[start of AVAILABLE DATA]

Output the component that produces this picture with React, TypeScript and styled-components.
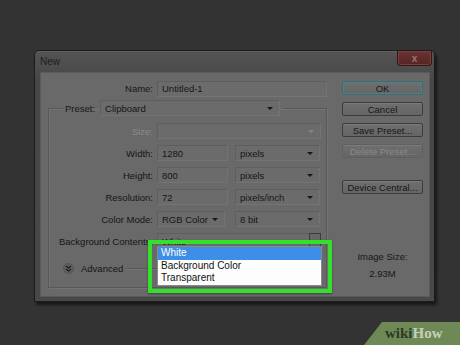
import React from "react";
import styled, { createGlobalStyle } from "styled-components";

const GlobalStyle = createGlobalStyle`
  html, body {
    margin: 0;
    padding: 0;
    background: #333333;
  }
  * {
    box-sizing: border-box;
  }
`;

const Screen = styled.div`
  position: relative;
  width: 460px;
  height: 345px;
  overflow: hidden;
  background: #333333;
  padding: 50px 0 0 34px;
  font-family: "Liberation Sans", Arial, sans-serif;
  font-size: 9.5px;
  color: #161616;
`;

const Dialog = styled.div`
  width: 401px;
  height: 252px;
  display: flex;
  flex-direction: column;
  background: linear-gradient(#545454, #474747 30px, #484848);
  border: 1px solid #1c1c1c;
  border-radius: 5px 5px 1px 1px;
  box-shadow: 2px 3px 3px rgba(0, 0, 0, 0.55), inset 0 1px 0 #626262;
`;

const TitleBar = styled.div`
  height: 21px;
  display: flex;
  align-items: flex-start;
  padding-left: 5px;
`;

const Title = styled.span`
  margin-top: 5px;
  font-size: 10px;
  color: #1e1e1e;
`;

const CloseButton = styled.div`
  margin-left: auto;
  margin-right: 2px;
  width: 35px;
  height: 15px;
  display: flex;
  align-items: center;
  justify-content: center;
  background: linear-gradient(#6c3434, #552222);
  border: 1px solid #351616;
  border-top: none;
  border-radius: 0 0 4px 4px;
  box-shadow: inset 0 0 0 1px #7a4040;
  color: #9a7474;
  font-size: 10px;
  font-weight: bold;
`;

const Panel = styled.div`
  flex: 1;
  margin: 0 4px 4px 5px;
  display: flex;
  background: #696969;
  border: 1px solid #5a5a5a;
`;

const LeftColumn = styled.div`
  width: 287px;
  padding-top: 7px;
  display: flex;
  flex-direction: column;
`;

const NameRow = styled.div`
  display: grid;
  grid-template-columns: 112px 170px;
  column-gap: 4px;
  align-items: center;
  height: 17px;
`;

const Label = styled.span<{ $disabled?: boolean }>`
  text-align: right;
  white-space: nowrap;
  color: ${(p) => (p.$disabled ? "#8c8c8c" : "#161616")};
`;

const Field = styled.div<{ $w: number }>`
  position: relative;
  width: ${(p) => p.$w}px;
  height: 16px;
  display: flex;
  align-items: center;
  padding-left: 4px;
  background: #6b6b6b;
  border: 1px solid #5e5e5e;
  border-bottom-color: #747474;
  border-right-color: #737373;
  white-space: nowrap;
`;

const Arrow = styled.span<{ $faint?: boolean }>`
  position: absolute;
  right: 6px;
  top: 6px;
  width: 0;
  height: 0;
  border-left: 3px solid transparent;
  border-right: 3px solid transparent;
  border-top: 3px solid ${(p) => (p.$faint ? "#858585" : "#161616")};
`;

const DropButton = styled.span`
  position: absolute;
  right: -1px;
  top: -1px;
  width: 12px;
  height: 15px;
  border: 1px solid #3c3c3c;
  background: #666;
  &::after {
    content: "";
    position: absolute;
    left: 3px;
    top: 6px;
    width: 5px;
    height: 1px;
    background: #2a2a2a;
  }
`;

const Group = styled.fieldset`
  margin: 4px 0 0 7px;
  padding: 0 0 12px 0;
  width: 279px;
  height: 187px;
  border: 1px solid #585858;
  box-shadow: 1px 1px 0 #737373, inset 1px 1px 0 #737373;
  min-width: 0;
`;

const Legend = styled.legend`
  margin-left: 15px;
  padding: 0 3px 0 1px;
  display: flex;
  align-items: center;
  gap: 5px;
  height: 14px;
`;

const Rows = styled.div`
  margin-top: 8px;
  display: grid;
  grid-template-columns: 104px auto;
  grid-auto-rows: 16px;
  row-gap: 6px;
  column-gap: 4px;
  align-items: center;
`;

const Fields = styled.div<{ $gap: number }>`
  display: flex;
  gap: ${(p) => p.$gap}px;
  position: relative;
`;

const Popup = styled.div`
  position: absolute;
  left: -9px;
  top: 7px;
  width: 184px;
  height: 53px;
  border: 4px solid #33e02c;
  padding: 2px 6px 3px 5px;
  box-shadow: 0 1px 2px rgba(0, 0, 0, 0.4);
  z-index: 2;
`;

const List = styled.ul`
  margin: 0;
  padding: 0;
  list-style: none;
  height: 40px;
  background: #fdfdfd;
  border: 1px solid #8a8a8a;
  font-size: 10px;
`;

const Option = styled.li<{ $selected?: boolean }>`
  height: 12.5px;
  line-height: 12.5px;
  padding-left: 3px;
  background: ${(p) => (p.$selected ? "#3c8ee6" : "transparent")};
  color: ${(p) => (p.$selected ? "#ffffff" : "#111111")};
`;

const AdvancedRow = styled.div`
  margin-top: 11px;
  height: 16px;
  display: flex;
  align-items: center;
  padding-left: 14px;
`;

const RoundButton = styled.span`
  width: 11px;
  height: 11px;
  border-radius: 50%;
  background: #5e5e5e;
  border: 1px solid #555;
  display: flex;
  align-items: center;
  justify-content: center;
`;

const AdvancedLabel = styled.span`
  margin-left: 7px;
`;

const Rule = styled.span`
  margin-left: 4px;
  flex: 1;
  height: 1px;
  margin-right: 6px;
  background: #575757;
  box-shadow: 0 1px 0 #747474;
`;

const RightColumn = styled.div`
  flex: 1;
  padding: 8px 0 0 14px;
  display: flex;
  flex-direction: column;
`;

const Button = styled.div<{ $primary?: boolean; $disabled?: boolean }>`
  width: 81px;
  height: 14px;
  margin-bottom: 7px;
  display: flex;
  align-items: center;
  justify-content: center;
  background: linear-gradient(#6f6f6f, #656565);
  border: 1px solid ${(p) => (p.$primary ? "#3b6e74" : p.$disabled ? "#606060" : "#3c3c3c")};
  border-radius: 2px;
  box-shadow: ${(p) => (p.$primary ? "inset 0 0 0 1px #4f8088" : "inset 0 1px 0 #7a7a7a")};
  color: ${(p) => (p.$disabled ? "#898989" : "#161616")};
`;

const Spacer = styled.div<{ $h: number }>`
  height: ${(p) => p.$h}px;
`;

const SizeInfo = styled.div`
  width: 81px;
  margin-top: 50px;
  display: flex;
  flex-direction: column;
  align-items: center;
  gap: 6px;
`;

const Watermark = styled.div`
  position: absolute;
  right: 0;
  bottom: 0;
  width: 96px;
  height: 23px;
  padding: 3px 0 0 21px;
  background: #6f8956;
  clip-path: polygon(18px 0, 100% 0, 100% 100%, 0 100%);
  font-family: "Liberation Serif", "Times New Roman", serif;
  font-weight: bold;
  font-size: 15px;
`;

const Wiki = styled.span`
  color: #2c3a24;
`;

const How = styled.span`
  color: #c6cfbc;
`;

const App: React.FC = () => {
  return (
    <Screen>
      <GlobalStyle />
      <Dialog>
        <TitleBar>
          <Title>New</Title>
          <CloseButton>x</CloseButton>
        </TitleBar>
        <Panel>
          <LeftColumn>
            <NameRow>
              <Label>Name:</Label>
              <Field $w={170}>Untitled-1</Field>
            </NameRow>
            <Group>
              <Legend>
                <Label>Preset:</Label>
                <Field $w={180}>
                  Clipboard
                  <Arrow />
                </Field>
              </Legend>
              <Rows>
                <Label $disabled>Size:</Label>
                <Fields $gap={0}>
                  <Field $w={164}>
                    <Arrow $faint />
                  </Field>
                </Fields>

                <Label>Width:</Label>
                <Fields $gap={7}>
                  <Field $w={71}>1280</Field>
                  <Field $w={85}>
                    pixels
                    <Arrow />
                  </Field>
                </Fields>

                <Label>Height:</Label>
                <Fields $gap={7}>
                  <Field $w={71}>800</Field>
                  <Field $w={85}>
                    pixels
                    <Arrow />
                  </Field>
                </Fields>

                <Label>Resolution:</Label>
                <Fields $gap={7}>
                  <Field $w={71}>72</Field>
                  <Field $w={85}>
                    pixels/inch
                    <Arrow />
                  </Field>
                </Fields>

                <Label>Color Mode:</Label>
                <Fields $gap={10}>
                  <Field $w={68}>
                    RGB Color
                    <Arrow />
                  </Field>
                  <Field $w={85}>
                    8 bit
                    <Arrow />
                  </Field>
                </Fields>

                <Label>Background Contents:</Label>
                <Fields $gap={0}>
                  <Field $w={164}>
                    White
                    <DropButton />
                  </Field>
                  <Popup>
                    <List>
                      <Option $selected>White</Option>
                      <Option>Background Color</Option>
                      <Option>Transparent</Option>
                    </List>
                  </Popup>
                </Fields>
              </Rows>
              <AdvancedRow>
                <RoundButton>
                  <svg width="7" height="7" viewBox="0 0 7 7">
                    <path d="M1 1 L3.5 3 L6 1 M1 4 L3.5 6 L6 4" fill="none" stroke="#1a1a1a" strokeWidth="1.1" />
                  </svg>
                </RoundButton>
                <AdvancedLabel>Advanced</AdvancedLabel>
                <Rule />
              </AdvancedRow>
            </Group>
          </LeftColumn>
          <RightColumn>
            <Button $primary>OK</Button>
            <Button>Cancel</Button>
            <Button>Save Preset...</Button>
            <Button $disabled>Delete Preset...</Button>
            <Spacer $h={15} />
            <Button>Device Central...</Button>
            <SizeInfo>
              <span>Image Size:</span>
              <span>2.93M</span>
            </SizeInfo>
          </RightColumn>
        </Panel>
      </Dialog>
      <Watermark>
        <Wiki>wiki</Wiki>
        <How>How</How>
      </Watermark>
    </Screen>
  );
};

export default App;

[end of AVAILABLE DATA]

• EXERCISE REQUIREMENTS
Which lines hold the word "components"? Show each one.

• RESPONSE TO THIS TASK
Output the component that produces this picture with React, TypeScript and styled-components.
import styled, { createGlobalStyle } from "styled-components";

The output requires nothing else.